The figure is expected to be sourced from a mix of parties, including private-funded additional external financing packages amounting to $1 trillion and $260 billion from MDBs.
The report also includes a roadmap to 'Strengthening MDBs' and a timeline of the actions that need to be taken. The roadmap calls for MDBs to acknowledge global public goods in their vision statement, take actionable steps in the form of operational models, and start measures to address the scale of funding needed.
In the outcome document of the third FMCBG, the G20 nations appreciated the efforts of the report and agreed to discuss it further in a high-level seminar that will be held on the sidelines of the fourth FMCBG meeting in October on strengthening the financial capacity of MDBs.
G20 members also endorsed the 'Roadmap for Implementation of Recommendations of the G20 Independent Review of MDBs’ Capital Adequacy Frameworks, a release on the subject said.
The IEG report also urged implementing the recommendations made in the G20 CAF report, which could further generate headroom to lend $80 billion more each year, helping MDBs optimise their balance sheets.
Why Strengthen MDBs
One of the Indian G20 Presidency's key agenda items includes strengthening the Multilateral Development Banks to make them more responsive to global challenges and current realities.
"The welfare of billions of people and the health of the planet, the foremost examples of a global public good, are under threat.
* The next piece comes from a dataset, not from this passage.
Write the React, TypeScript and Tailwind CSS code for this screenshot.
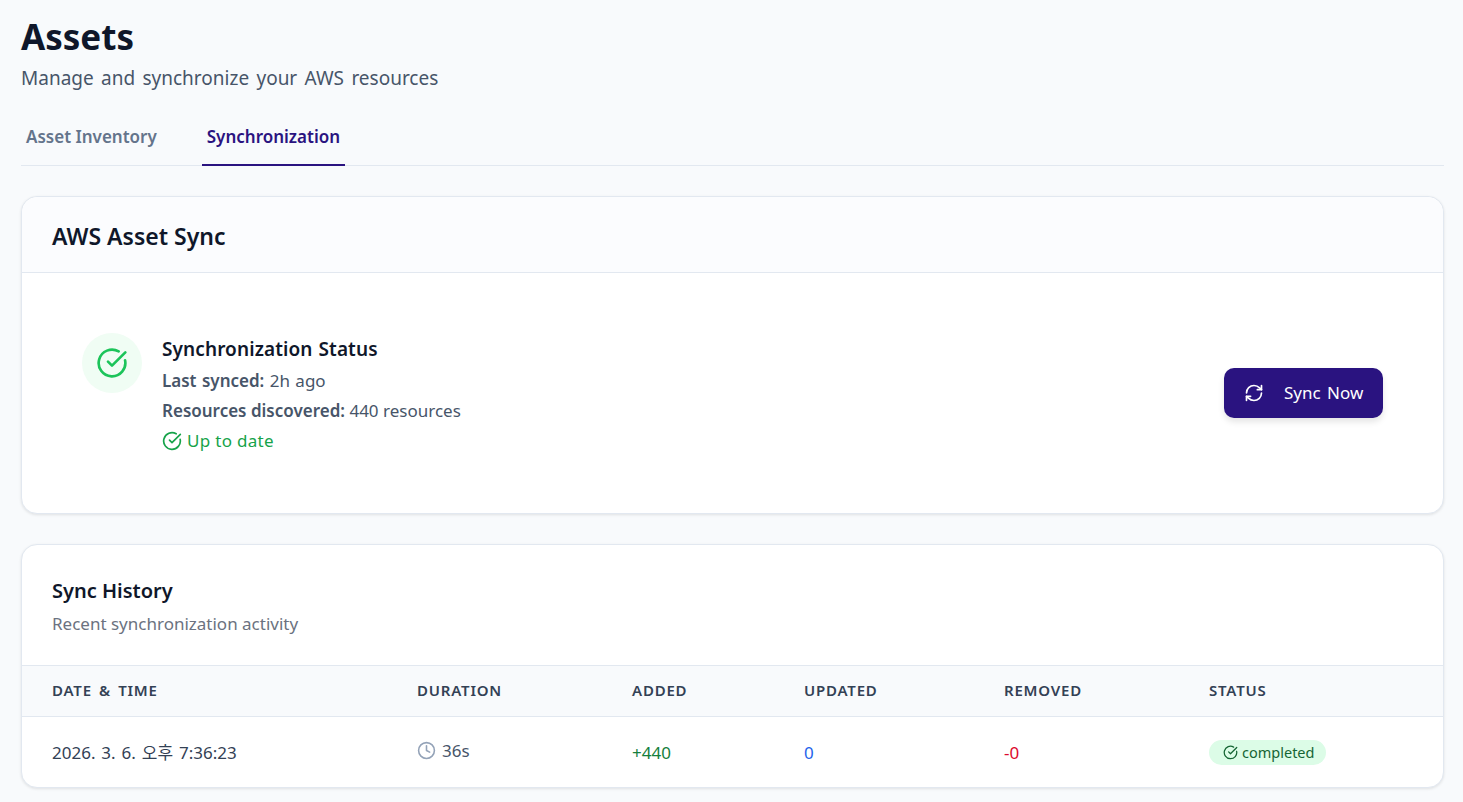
import React from 'react';
import { RefreshCw, CircleCheckBig, Clock } from 'lucide-react';

const font = "font-['Noto_Sans','Noto_Sans_CJK_KR',sans-serif]";

const HEADERS = ['DATE & TIME', 'DURATION', 'ADDED', 'UPDATED', 'REMOVED', 'STATUS'];

export default function App() {
  return (
    <div className={`${font} h-[802px] overflow-hidden bg-[#f8fafc] pl-[21px] pr-[19px] pt-[12px]`}>
      {/* Page heading */}
      <h1 className="text-[35px] leading-[50px] font-bold text-[#0f172a]">Assets</h1>
      <p className="mt-[3px] text-[19px] leading-[26px] [word-spacing:2.4px] text-[#475569]">Manage and synchronize your AWS resources</p>

      {/* Tabs */}
      <div className="mt-[18px] flex h-[57px] gap-[16px] border-b border-[#e2e8f0] text-[17px] font-semibold">
        <div className="flex h-[57px] items-center pl-[5px] pr-[4px] pb-[1px] text-[#64748b]">Asset Inventory</div>
        <div className="ml-[25px] flex h-[57px] items-center border-b-2 border-[#2a1380] px-[5px] text-[#2a1380]">Synchronization</div>
      </div>

      {/* Sync card */}
      <section className="mt-[30px] h-[318px] rounded-[16px] border border-[#e2e8f0] bg-white shadow-[0_1px_3px_rgba(0,0,0,0.1)]">
        <div className="flex h-[76px] items-center rounded-t-[16px] border-b border-[#e2e8f0] bg-[#fbfcfe] px-[30px] pt-[3px]">
          <h2 className="text-[23px] font-semibold text-[#0f172a]">AWS Asset Sync</h2>
        </div>
        <div className="flex items-center justify-between pl-[60px] pr-[60px] pt-[60px]">
          <div className="flex gap-[20px]">
            <div className="flex h-[60px] w-[60px] items-center justify-center rounded-full bg-[#f0fdf4]">
              <CircleCheckBig className="h-[32px] w-[32px] text-[#1cc45a]" />
            </div>
            <div className="-mb-[3px] pt-[1px]">
              <h3 className="mb-[2px] text-[19px] leading-[30px] font-semibold tracking-[0.1px] [word-spacing:1px] text-[#0f172a]">Synchronization Status</h3>
              <p className="text-[17px] leading-[30px] [word-spacing:1px] text-[#475569]"><strong className="font-semibold">Last synced:</strong> 2h ago</p>
              <p className="text-[17px] leading-[30px] text-[#475569]"><strong className="font-semibold">Resources discovered:</strong> 440 resources</p>
              <p className="flex items-center gap-[5px] text-[17px] leading-[30px] tracking-[0.3px] text-[#16a34a]"><CircleCheckBig className="h-[20px] w-[20px]" />Up to date</p>
            </div>
          </div>
          <button className="flex h-[50px] w-[159px] items-center gap-[20px] rounded-[10px] bg-[#2a1380] pl-[20px] text-[17px] font-normal [word-spacing:2px] text-white shadow-[0_4px_6px_rgba(0,0,0,0.1)]">
            <RefreshCw className="h-[20px] w-[20px]" />
            Sync Now
          </button>
        </div>
      </section>

      {/* Sync history */}
      <section className="mt-[30px] h-[244px] overflow-hidden rounded-[16px] border border-[#e2e8f0] bg-white shadow-[0_1px_3px_rgba(0,0,0,0.1)]">
        <div className="h-[120px] px-[30px] pt-[31px]">
          <h2 className="text-[20px] leading-[30px] font-semibold text-[#0f172a]">Sync History</h2>
          <p className="mt-[3px] text-[17px] leading-[30px] text-[#6b7280]">Recent synchronization activity</p>
        </div>
        <table className="w-full table-fixed border-collapse">
          <colgroup>
            <col className="w-[365px]" />
            <col className="w-[215px]" />
            <col className="w-[172px]" />
            <col className="w-[200px]" />
            <col className="w-[205px]" />
            <col />
          </colgroup>
          <thead>
            <tr className="h-[51px] border-y border-[#e2e8f0] bg-[#f8fafc]">
              {HEADERS.map((h) => (
                <th key={h} className="px-[30px] pb-[1px] text-left text-[15px] font-semibold tracking-[0.8px] [word-spacing:2.5px] text-[#334155]">{h}</th>
              ))}
            </tr>
          </thead>
          <tbody>
            <tr className="h-[71px] text-[17px]">
              <td className="px-[30px] [word-spacing:1.5px] text-[#334155]">2026. 3. 6. 오후 7:36:23</td>
              <td className="px-[30px] text-[#475569]">
                <span className="flex items-center gap-[6px] pb-[4px]"><Clock className="h-[19px] w-[19px] text-[#94a3b8]" />36s</span>
              </td>
              <td className="px-[30px] text-[#15803d]">+440</td>
              <td className="px-[30px] text-[#2563eb]">0</td>
              <td className="px-[30px] text-[#dc0a2d]">-0</td>
              <td className="px-[30px]">
                <span className="mt-[2px] inline-flex h-[25px] items-center gap-[4px] rounded-full bg-[#dcfce7] pl-[14px] pr-[12px] text-[14.5px] text-[#166534]">
                  <CircleCheckBig className="h-[15px] w-[15px]" />completed
                </span>
              </td>
            </tr>
          </tbody>
        </table>
      </section>
    </div>
  );
}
To make matters worse, the problems are getting bigger; the SDGs are badly off track, with over 600 million people still living in extreme poverty...," the report said.
As the nature of MDBs involves working with governments and the private sector to create the conditions for investment, they have been identified as 'the most effective institutions to provide low-cost, long-term financing, to mitigate risks faced by private investors, and to share risks in the most efficient way'.